--- Start ---

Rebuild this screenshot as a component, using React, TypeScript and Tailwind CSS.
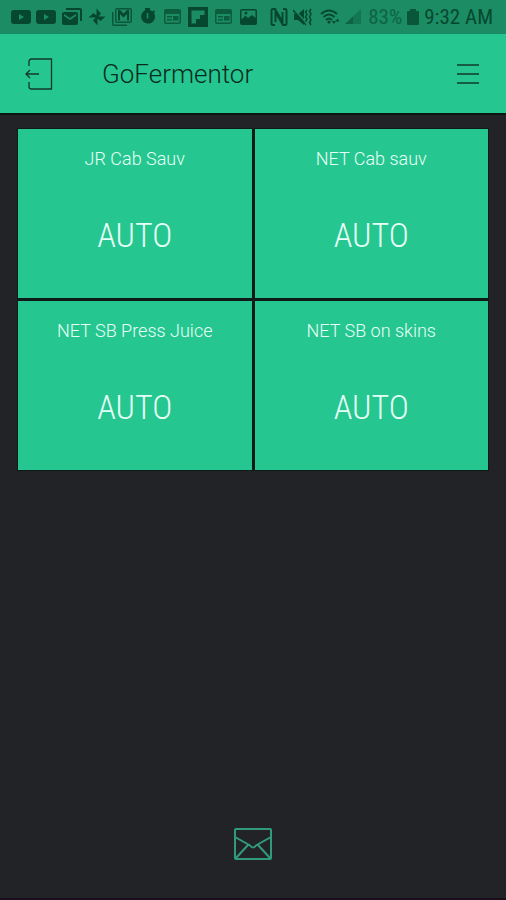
import React from 'react';

interface Tank {
    id: number;
    name: string;
    mode: string;
}

const tanks: Tank[] = [
    { id: 1, name: 'JR Cab Sauv', mode: 'AUTO' },
    { id: 2, name: 'NET Cab sauv', mode: 'AUTO' },
    { id: 3, name: 'NET SB Press Juice', mode: 'AUTO' },
    { id: 4, name: 'NET SB on skins', mode: 'AUTO' },
];

const StatusIcon: React.FC<{ children: React.ReactNode }> = ({ children }) => (
    <svg viewBox="0 0 20 20" className="h-5 w-5 shrink-0" fill="currentColor" aria-hidden="true">
        {children}
    </svg>
);

const VideoIcon = () => (
    <StatusIcon>
        <path fillRule="evenodd" d="M3 3h14a3 3 0 0 1 3 3v8a3 3 0 0 1-3 3H3a3 3 0 0 1-3-3V6a3 3 0 0 1 3-3zm5 4v6l5-3z" />
    </StatusIcon>
);

const CardIcon = () => (
    <StatusIcon>
        <g className="opacity-70">
            <path fillRule="evenodd" d="M3 2h13a2 2 0 0 1 2 2v11a2 2 0 0 1-2 2H3a2 2 0 0 1-2-2V4a2 2 0 0 1 2-2zm-.5 5v8.500h14V7z" />
            <path d="M4 9h5v1.500H4zM4 12h5v1.500H4zM10 9h5.500v4.500H10z" />
        </g>
    </StatusIcon>
);

const StatusBar: React.FC = () => (
    <div className="flex h-[34px] items-center bg-[#1b8c64] pl-[11px] pr-[13px] text-[#06482f]">
        <div className="mr-[11px] flex flex-1 items-center justify-between">
            <VideoIcon />
            <VideoIcon />
            {/* Mail stack */}
            <StatusIcon>
                <path d="M4 1h14a2 2 0 0 1 2 2v11h-2V3H4z" />
                <path fillRule="evenodd" d="M2 5h12a2 2 0 0 1 2 2v9a2 2 0 0 1-2 2H2a2 2 0 0 1-2-2V7a2 2 0 0 1 2-2zm0 2v2l6 4 6-4V7l-6 4z" />
            </StatusIcon>
            {/* Pinwheel */}
            <StatusIcon>
                <path d="M9.500 10V1.500L14 6.500l-3 3.500zM10 9.500h8.500L13.500 14 10 11zM10.500 10v8.500L6 13.500 9 10zM10 10.500H1.500L6.500 6l3.500 3z" />
            </StatusIcon>
            {/* Gmail stack */}
            <StatusIcon>
                <path d="M0 5h1.500v12.500H15V19H2a2 2 0 0 1-2-2z" className="opacity-80" />
                <path fillRule="evenodd" d="M5 1h13a2 2 0 0 1 2 2v11a2 2 0 0 1-2 2H5a2 2 0 0 1-2-2V3a2 2 0 0 1 2-2zm-.5 1.500v12h14v-12z" className="opacity-80" />
                <path d="M6 3h2l3.500 3.500L15 3h2v10.500h-2V7l-3.500 3.500L8 7v6.500H6z" />
            </StatusIcon>
            {/* Timer */}
            <StatusIcon>
                <path fillRule="evenodd" d="M7 1h5v2.200a7 7 0 0 1 2.500 1.200l1.200-1.200 1.500 1.500-1.200 1.200A7 7 0 1 1 7 3.300zm1.800 5v5.500h1.500V6z" />
            </StatusIcon>
            <CardIcon />
            {/* Flipboard */}
            <StatusIcon>
                <path fillRule="evenodd" d="M0 0h20v20H0zM3.500 3.500v13H8V12h4V8h4.500V3.500z" />
            </StatusIcon>
            <CardIcon />
            {/* Picture */}
            <StatusIcon>
                <path fillRule="evenodd" d="M3 2h13a2 2 0 0 1 2 2v12a2 2 0 0 1-2 2H3a2 2 0 0 1-2-2V4a2 2 0 0 1 2-2zM2.500 3.500v9l4-4L9 11l4-3 3.500 3V3.500z" />
                <circle cx="7" cy="6" r="1.500" />
            </StatusIcon>
        </div>

        <div className="flex items-center">
            {/* NFC */}
            <svg viewBox="0 0 18 20" className="h-5 w-[18px]" fill="none" stroke="currentColor" strokeWidth="2" aria-hidden="true">
                <path d="M5 18H3Q1.500 18 1.500 16.500V3.500Q1.500 2 3 2h2l7.500 13V5M13 2h2q1.500 0 1.500 1.500v13Q16.500 18 15 18h-2L5.500 5v10" />
            </svg>
            {/* Vibrate / muted */}
            <svg viewBox="0 0 20 20" className="ml-[5px] h-5 w-5" fill="none" stroke="currentColor" aria-hidden="true">
                <path d="M1 7h4l6-5v16l-6-5H1z" fill="currentColor" stroke="none" />
                <path d="M1 2l13 15" stroke="#1b8c64" strokeWidth="1.500" />
                <path d="M0 3l13 15" strokeWidth="1.500" />
                <path d="M14 3l-1.500 2L14 7.500 12.500 10l1.500 2.500-1.500 2M18 2l-1.500 2.500L18 7l-1.500 3 1.500 3-1.500 2.500L18 18" strokeWidth="1.500" />
            </svg>
            {/* Wifi */}
            <svg viewBox="0 0 20 20" className="ml-[7px] h-5 w-5" fill="none" stroke="currentColor" strokeWidth="1.800" aria-hidden="true">
                <path d="M1 7q8-7 16 0M3.500 10q5.500-5 11 0M6 13q3-3 6 0" />
                <circle cx="9" cy="15" r="1.500" fill="currentColor" stroke="none" />
                <path d="M12 14l2 3 2-3zM15.500 14.500l2-3 2 3z" fill="currentColor" stroke="none" />
            </svg>
            {/* Signal */}
            <svg viewBox="0 0 18 20" className="ml-1 h-5 w-[18px] opacity-60" fill="currentColor" aria-hidden="true">
                <path d="M1 17L9 9.500V17z" />
                <path d="M9 9.500L17 2v15H9z" className="opacity-50" />
            </svg>
            <span className="ml-[6px] font-['Roboto_Condensed',Roboto,sans-serif] text-[21px] leading-6 opacity-60">83%</span>
            {/* Battery */}
            <svg viewBox="0 0 12 20" className="ml-[5px] h-5 w-3" fill="currentColor" aria-hidden="true">
                <path d="M3 2h6v2h2q1 0 1 1v12q0 1-1 1H1q-1 0-1-1V5q0-1 1-1h2z" className="opacity-80" />
            </svg>
            <span className="ml-[5px] font-['Roboto_Condensed',Roboto,sans-serif] text-[21px] leading-6">9:32 AM</span>
        </div>
    </div>
);

const Header: React.FC = () => (
    <header className="flex h-[79px] items-center bg-[#26c690] pl-[25px] pr-[27px] text-[#10382c]">
        <button type="button" aria-label="Log out">
            <svg viewBox="0 0 28 34" className="h-[34px] w-7" fill="none" stroke="currentColor" strokeWidth="1.300" aria-hidden="true">
                <path d="M4 9V4.500Q4 2 6.500 2H26.500v30H6.500Q4 32 4 29.500V25" />
                <path d="M14 17H1M5 13l-4 4 4 4" />
            </svg>
        </button>
        <h1 className="ml-[49px] flex-1 text-[26px] leading-8 font-light text-[#0b2a20]">GoFermentor</h1>
        <button type="button" aria-label="Menu">
            <svg viewBox="0 0 22 22" className="h-[22px] w-[22px]" stroke="currentColor" strokeWidth="1.500" aria-hidden="true">
                <path d="M0 2h22M0 11h22M0 20h22" />
            </svg>
        </button>
    </header>
);

const TankTile: React.FC<{ tank: Tank }> = ({ tank }) => (
    <button type="button" className="flex h-[169px] flex-col items-center bg-[#26c690] pt-[18px] text-[#e6fff6]">
        <span className="text-lg leading-6 font-light">{tank.name}</span>
        <span className="mt-10 font-['Roboto_Condensed',Roboto,sans-serif] text-[34px] leading-12 font-light">
            {tank.mode}
        </span>
    </button>
);

const App: React.FC = () => {
    return (
        <div className="flex min-h-screen flex-col border-b-2 border-[#190f1c] bg-[#222327] font-[Roboto,sans-serif]">
            <StatusBar />
            <Header />

            <main className="flex-1 border-t-2 border-[#0c1512] px-[17px] pt-[13px]">
                <div className="grid grid-cols-2 gap-[3px] border border-[#0f1b18] bg-[#0f1b18]">
                    {tanks.map((tank) => (
                        <TankTile key={tank.id} tank={tank} />
                    ))}
                </div>
            </main>

            <footer className="flex justify-center pb-[37px]">
                <button type="button" aria-label="Messages">
                    <svg viewBox="0 0 40 34" className="h-[34px] w-10" fill="none" stroke="#319b78" strokeWidth="2" aria-hidden="true">
                        <rect x="2" y="2" width="36" height="30" rx="1" />
                        <path d="M2 10l15 8.500q3 4 6 0L38 10M3 31l12-13M37 31L25 18" />
                    </svg>
                </button>
            </footer>
        </div>
    );
};

export default App;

--- End ---

» **Task to complete**
Scan the listing above for the word "React" and copy every line that holds it.

» **Problem solution**
Rebuild this screenshot as a component, using React, TypeScript and Tailwind CSS.
import React from 'react';
const StatusIcon: React.FC<{ children: React.ReactNode }> = ({ children }) => (
const StatusBar: React.FC = () => (
const Header: React.FC = () => (
const TankTile: React.FC<{ tank: Tank }> = ({ tank }) => (
const App: React.FC = () => {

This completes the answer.